--- PROVIDED MATERIAL ---
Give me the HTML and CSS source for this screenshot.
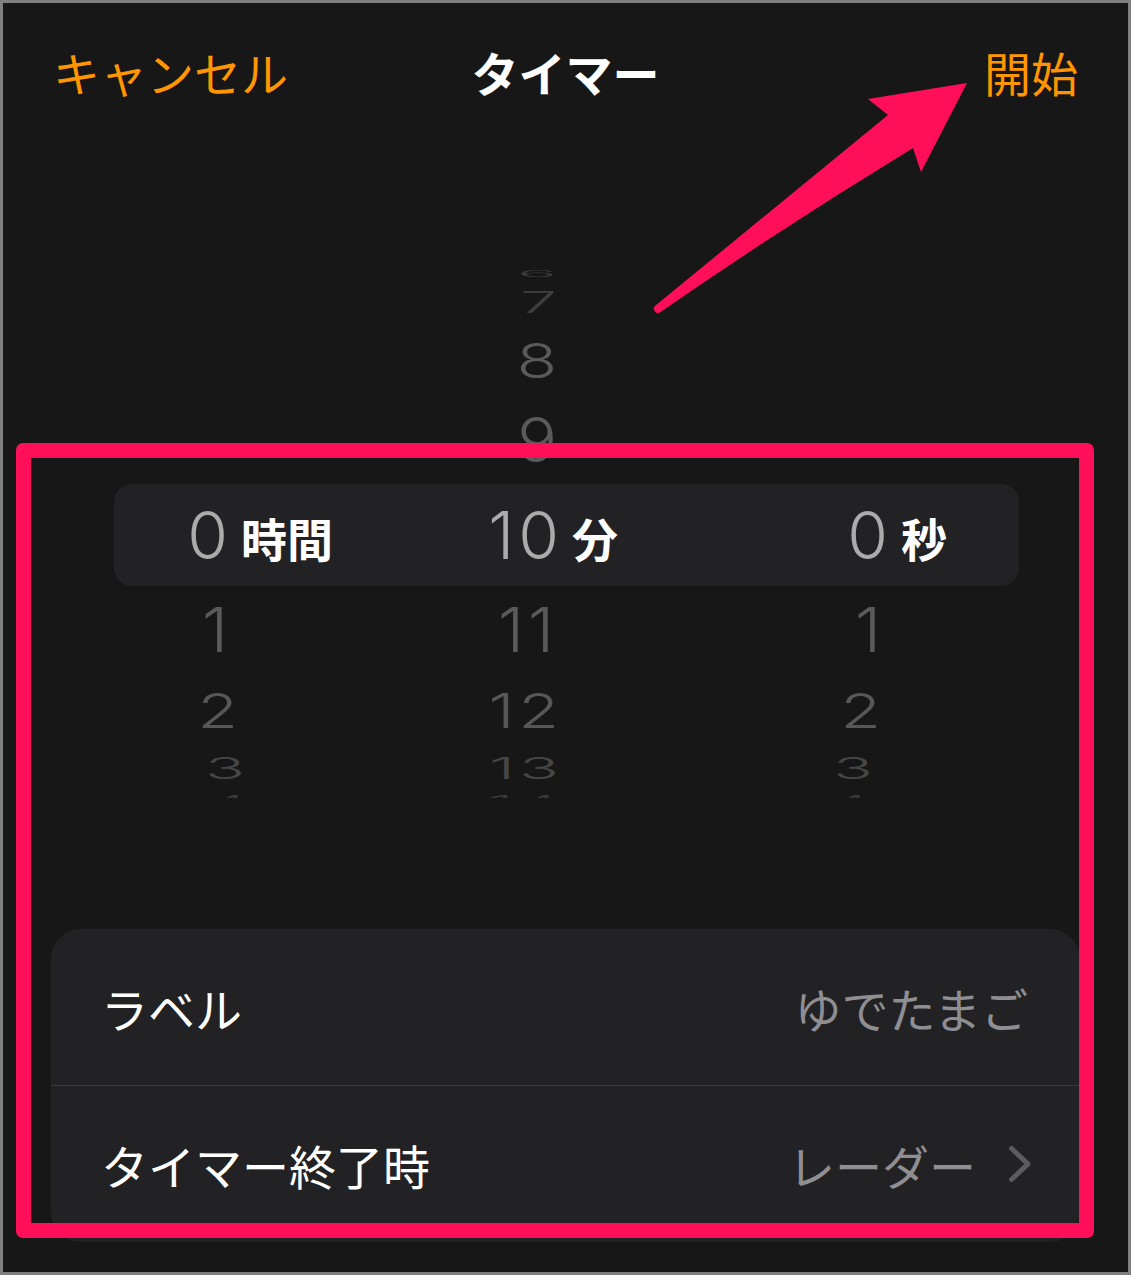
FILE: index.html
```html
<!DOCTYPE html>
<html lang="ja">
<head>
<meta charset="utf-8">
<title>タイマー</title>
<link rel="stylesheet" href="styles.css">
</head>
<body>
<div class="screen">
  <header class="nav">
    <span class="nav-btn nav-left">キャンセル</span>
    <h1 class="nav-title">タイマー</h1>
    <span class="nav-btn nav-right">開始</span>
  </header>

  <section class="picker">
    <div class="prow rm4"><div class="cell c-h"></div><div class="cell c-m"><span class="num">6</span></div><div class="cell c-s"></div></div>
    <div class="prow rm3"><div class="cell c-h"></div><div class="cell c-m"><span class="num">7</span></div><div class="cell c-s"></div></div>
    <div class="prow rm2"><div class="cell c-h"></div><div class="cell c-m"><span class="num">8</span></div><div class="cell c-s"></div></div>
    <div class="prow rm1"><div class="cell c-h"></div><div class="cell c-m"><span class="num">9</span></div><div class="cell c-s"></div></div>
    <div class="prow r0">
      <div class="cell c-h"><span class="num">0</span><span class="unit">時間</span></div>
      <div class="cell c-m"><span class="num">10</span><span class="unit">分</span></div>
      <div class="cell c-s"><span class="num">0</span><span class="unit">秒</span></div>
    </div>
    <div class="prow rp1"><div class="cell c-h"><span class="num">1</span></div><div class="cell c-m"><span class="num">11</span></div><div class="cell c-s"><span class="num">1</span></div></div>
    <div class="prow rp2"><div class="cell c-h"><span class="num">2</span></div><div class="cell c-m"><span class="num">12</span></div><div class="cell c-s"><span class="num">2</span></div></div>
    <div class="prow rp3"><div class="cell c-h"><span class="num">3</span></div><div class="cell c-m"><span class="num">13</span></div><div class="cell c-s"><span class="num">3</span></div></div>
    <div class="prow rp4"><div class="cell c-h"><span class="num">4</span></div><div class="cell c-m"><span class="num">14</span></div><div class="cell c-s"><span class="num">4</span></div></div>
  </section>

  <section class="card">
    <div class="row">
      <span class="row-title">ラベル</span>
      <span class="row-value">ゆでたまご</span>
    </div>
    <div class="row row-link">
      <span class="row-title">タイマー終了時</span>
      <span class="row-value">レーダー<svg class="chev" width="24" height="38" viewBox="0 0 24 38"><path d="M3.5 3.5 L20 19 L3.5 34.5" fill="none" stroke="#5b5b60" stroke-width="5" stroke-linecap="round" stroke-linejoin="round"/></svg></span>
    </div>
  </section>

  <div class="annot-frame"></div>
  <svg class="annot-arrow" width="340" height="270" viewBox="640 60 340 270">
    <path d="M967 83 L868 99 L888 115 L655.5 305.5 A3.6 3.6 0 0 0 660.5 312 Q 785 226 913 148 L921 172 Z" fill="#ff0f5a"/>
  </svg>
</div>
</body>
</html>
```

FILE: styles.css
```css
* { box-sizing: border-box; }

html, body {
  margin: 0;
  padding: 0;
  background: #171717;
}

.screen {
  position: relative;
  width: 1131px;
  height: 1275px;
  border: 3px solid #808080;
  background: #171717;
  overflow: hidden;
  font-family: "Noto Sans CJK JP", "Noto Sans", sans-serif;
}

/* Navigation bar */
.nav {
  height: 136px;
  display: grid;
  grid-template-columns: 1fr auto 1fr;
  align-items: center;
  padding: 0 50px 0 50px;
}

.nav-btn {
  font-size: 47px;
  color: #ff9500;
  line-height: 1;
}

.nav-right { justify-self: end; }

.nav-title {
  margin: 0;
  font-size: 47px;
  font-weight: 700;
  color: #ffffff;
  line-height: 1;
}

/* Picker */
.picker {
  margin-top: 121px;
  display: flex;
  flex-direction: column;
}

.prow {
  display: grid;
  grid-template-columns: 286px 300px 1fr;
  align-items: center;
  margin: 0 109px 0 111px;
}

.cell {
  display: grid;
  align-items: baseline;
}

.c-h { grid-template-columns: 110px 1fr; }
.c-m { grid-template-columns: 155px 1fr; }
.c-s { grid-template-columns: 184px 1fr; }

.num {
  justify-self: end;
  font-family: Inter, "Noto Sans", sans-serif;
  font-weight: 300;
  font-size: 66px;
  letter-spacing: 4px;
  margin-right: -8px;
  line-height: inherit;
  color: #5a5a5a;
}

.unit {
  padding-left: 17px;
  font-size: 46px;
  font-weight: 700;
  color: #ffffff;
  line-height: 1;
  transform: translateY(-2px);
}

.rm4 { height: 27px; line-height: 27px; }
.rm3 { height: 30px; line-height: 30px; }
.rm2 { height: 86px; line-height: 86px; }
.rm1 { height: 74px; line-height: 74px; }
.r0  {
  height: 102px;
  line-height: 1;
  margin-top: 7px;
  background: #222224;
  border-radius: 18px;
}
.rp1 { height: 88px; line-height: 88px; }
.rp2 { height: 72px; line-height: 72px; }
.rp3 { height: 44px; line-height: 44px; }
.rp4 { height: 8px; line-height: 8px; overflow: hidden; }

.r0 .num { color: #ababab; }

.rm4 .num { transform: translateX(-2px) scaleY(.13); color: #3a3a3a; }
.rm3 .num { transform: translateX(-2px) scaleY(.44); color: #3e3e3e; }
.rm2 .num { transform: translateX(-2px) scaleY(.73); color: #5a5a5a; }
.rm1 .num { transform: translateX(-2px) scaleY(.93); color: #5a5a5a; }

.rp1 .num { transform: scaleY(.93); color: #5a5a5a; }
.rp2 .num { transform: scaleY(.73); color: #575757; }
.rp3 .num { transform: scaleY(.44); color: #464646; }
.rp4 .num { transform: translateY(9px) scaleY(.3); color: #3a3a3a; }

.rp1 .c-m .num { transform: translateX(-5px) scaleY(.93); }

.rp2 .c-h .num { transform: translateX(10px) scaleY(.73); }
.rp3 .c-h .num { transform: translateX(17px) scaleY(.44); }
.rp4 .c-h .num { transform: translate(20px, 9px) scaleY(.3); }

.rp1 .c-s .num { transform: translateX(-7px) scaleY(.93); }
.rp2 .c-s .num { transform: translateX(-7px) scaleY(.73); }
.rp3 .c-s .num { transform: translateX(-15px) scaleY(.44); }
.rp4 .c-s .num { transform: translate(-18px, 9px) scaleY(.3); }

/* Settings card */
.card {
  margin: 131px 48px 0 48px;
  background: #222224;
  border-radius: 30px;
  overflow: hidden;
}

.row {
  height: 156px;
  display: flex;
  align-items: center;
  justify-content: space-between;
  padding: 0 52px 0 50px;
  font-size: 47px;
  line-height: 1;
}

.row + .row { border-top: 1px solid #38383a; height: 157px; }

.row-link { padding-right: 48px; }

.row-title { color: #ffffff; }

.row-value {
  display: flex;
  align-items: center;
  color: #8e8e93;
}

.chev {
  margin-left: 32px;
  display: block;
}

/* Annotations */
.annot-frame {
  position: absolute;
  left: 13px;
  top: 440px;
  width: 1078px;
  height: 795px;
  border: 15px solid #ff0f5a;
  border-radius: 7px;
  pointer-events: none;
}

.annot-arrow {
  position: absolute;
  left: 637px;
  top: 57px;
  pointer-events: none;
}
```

--- GIVEN EXERCISE ---
Return to the listing above and set it down exactly, leaving out its pictures.

--- PROBLEM SOLUTION ---
Give me the HTML and CSS source for this screenshot.
FILE: index.html
```html
<!DOCTYPE html>
<html lang="ja">
<head>
<meta charset="utf-8">
<title>タイマー</title>
<link rel="stylesheet" href="styles.css">
</head>
<body>
<div class="screen">
  <header class="nav">
    <span class="nav-btn nav-left">キャンセル</span>
    <h1 class="nav-title">タイマー</h1>
    <span class="nav-btn nav-right">開始</span>
  </header>

  <section class="picker">
    <div class="prow rm4"><div class="cell c-h"></div><div class="cell c-m"><span class="num">6</span></div><div class="cell c-s"></div></div>
    <div class="prow rm3"><div class="cell c-h"></div><div class="cell c-m"><span class="num">7</span></div><div class="cell c-s"></div></div>
    <div class="prow rm2"><div class="cell c-h"></div><div class="cell c-m"><span class="num">8</span></div><div class="cell c-s"></div></div>
    <div class="prow rm1"><div class="cell c-h"></div><div class="cell c-m"><span class="num">9</span></div><div class="cell c-s"></div></div>
    <div class="prow r0">
      <div class="cell c-h"><span class="num">0</span><span class="unit">時間</span></div>
      <div class="cell c-m"><span class="num">10</span><span class="unit">分</span></div>
      <div class="cell c-s"><span class="num">0</span><span class="unit">秒</span></div>
    </div>
    <div class="prow rp1"><div class="cell c-h"><span class="num">1</span></div><div class="cell c-m"><span class="num">11</span></div><div class="cell c-s"><span class="num">1</span></div></div>
    <div class="prow rp2"><div class="cell c-h"><span class="num">2</span></div><div class="cell c-m"><span class="num">12</span></div><div class="cell c-s"><span class="num">2</span></div></div>
    <div class="prow rp3"><div class="cell c-h"><span class="num">3</span></div><div class="cell c-m"><span class="num">13</span></div><div class="cell c-s"><span class="num">3</span></div></div>
    <div class="prow rp4"><div class="cell c-h"><span class="num">4</span></div><div class="cell c-m"><span class="num">14</span></div><div class="cell c-s"><span class="num">4</span></div></div>
  </section>

  <section class="card">
    <div class="row">
      <span class="row-title">ラベル</span>
      <span class="row-value">ゆでたまご</span>
    </div>
    <div class="row row-link">
      <span class="row-title">タイマー終了時</span>
      <span class="row-value">レーダー<svg class="chev" width="24" height="38" viewBox="0 0 24 38"><path d="M3.5 3.5 L20 19 L3.5 34.5" fill="none" stroke="#5b5b60" stroke-width="5" stroke-linecap="round" stroke-linejoin="round"/></svg></span>
    </div>
  </section>

  <div class="annot-frame"></div>
  <svg class="annot-arrow" width="340" height="270" viewBox="640 60 340 270">
    <path d="M967 83 L868 99 L888 115 L655.5 305.5 A3.6 3.6 0 0 0 660.5 312 Q 785 226 913 148 L921 172 Z" fill="#ff0f5a"/>
  </svg>
</div>
</body>
</html>
```

FILE: styles.css
```css
* { box-sizing: border-box; }

html, body {
  margin: 0;
  padding: 0;
  background: #171717;
}

.screen {
  position: relative;
  width: 1131px;
  height: 1275px;
  border: 3px solid #808080;
  background: #171717;
  overflow: hidden;
  font-family: "Noto Sans CJK JP", "Noto Sans", sans-serif;
}

/* Navigation bar */
.nav {
  height: 136px;
  display: grid;
  grid-template-columns: 1fr auto 1fr;
  align-items: center;
  padding: 0 50px 0 50px;
}

.nav-btn {
  font-size: 47px;
  color: #ff9500;
  line-height: 1;
}

.nav-right { justify-self: end; }

.nav-title {
  margin: 0;
  font-size: 47px;
  font-weight: 700;
  color: #ffffff;
  line-height: 1;
}

/* Picker */
.picker {
  margin-top: 121px;
  display: flex;
  flex-direction: column;
}

.prow {
  display: grid;
  grid-template-columns: 286px 300px 1fr;
  align-items: center;
  margin: 0 109px 0 111px;
}

.cell {
  display: grid;
  align-items: baseline;
}

.c-h { grid-template-columns: 110px 1fr; }
.c-m { grid-template-columns: 155px 1fr; }
.c-s { grid-template-columns: 184px 1fr; }

.num {
  justify-self: end;
  font-family: Inter, "Noto Sans", sans-serif;
  font-weight: 300;
  font-size: 66px;
  letter-spacing: 4px;
  margin-right: -8px;
  line-height: inherit;
  color: #5a5a5a;
}

.unit {
  padding-left: 17px;
  font-size: 46px;
  font-weight: 700;
  color: #ffffff;
  line-height: 1;
  transform: translateY(-2px);
}

.rm4 { height: 27px; line-height: 27px; }
.rm3 { height: 30px; line-height: 30px; }
.rm2 { height: 86px; line-height: 86px; }
.rm1 { height: 74px; line-height: 74px; }
.r0  {
  height: 102px;
  line-height: 1;
  margin-top: 7px;
  background: #222224;
  border-radius: 18px;
}
.rp1 { height: 88px; line-height: 88px; }
.rp2 { height: 72px; line-height: 72px; }
.rp3 { height: 44px; line-height: 44px; }
.rp4 { height: 8px; line-height: 8px; overflow: hidden; }

.r0 .num { color: #ababab; }

.rm4 .num { transform: translateX(-2px) scaleY(.13); color: #3a3a3a; }
.rm3 .num { transform: translateX(-2px) scaleY(.44); color: #3e3e3e; }
.rm2 .num { transform: translateX(-2px) scaleY(.73); color: #5a5a5a; }
.rm1 .num { transform: translateX(-2px) scaleY(.93); color: #5a5a5a; }

.rp1 .num { transform: scaleY(.93); color: #5a5a5a; }
.rp2 .num { transform: scaleY(.73); color: #575757; }
.rp3 .num { transform: scaleY(.44); color: #464646; }
.rp4 .num { transform: translateY(9px) scaleY(.3); color: #3a3a3a; }

.rp1 .c-m .num { transform: translateX(-5px) scaleY(.93); }

.rp2 .c-h .num { transform: translateX(10px) scaleY(.73); }
.rp3 .c-h .num { transform: translateX(17px) scaleY(.44); }
.rp4 .c-h .num { transform: translate(20px, 9px) scaleY(.3); }

.rp1 .c-s .num { transform: translateX(-7px) scaleY(.93); }
.rp2 .c-s .num { transform: translateX(-7px) scaleY(.73); }
.rp3 .c-s .num { transform: translateX(-15px) scaleY(.44); }
.rp4 .c-s .num { transform: translate(-18px, 9px) scaleY(.3); }

/* Settings card */
.card {
  margin: 131px 48px 0 48px;
  background: #222224;
  border-radius: 30px;
  overflow: hidden;
}

.row {
  height: 156px;
  display: flex;
  align-items: center;
  justify-content: space-between;
  padding: 0 52px 0 50px;
  font-size: 47px;
  line-height: 1;
}

.row + .row { border-top: 1px solid #38383a; height: 157px; }

.row-link { padding-right: 48px; }

.row-title { color: #ffffff; }

.row-value {
  display: flex;
  align-items: center;
  color: #8e8e93;
}

.chev {
  margin-left: 32px;
  display: block;
}

/* Annotations */
.annot-frame {
  position: absolute;
  left: 13px;
  top: 440px;
  width: 1078px;
  height: 795px;
  border: 15px solid #ff0f5a;
  border-radius: 7px;
  pointer-events: none;
}

.annot-arrow {
  position: absolute;
  left: 637px;
  top: 57px;
  pointer-events: none;
}
```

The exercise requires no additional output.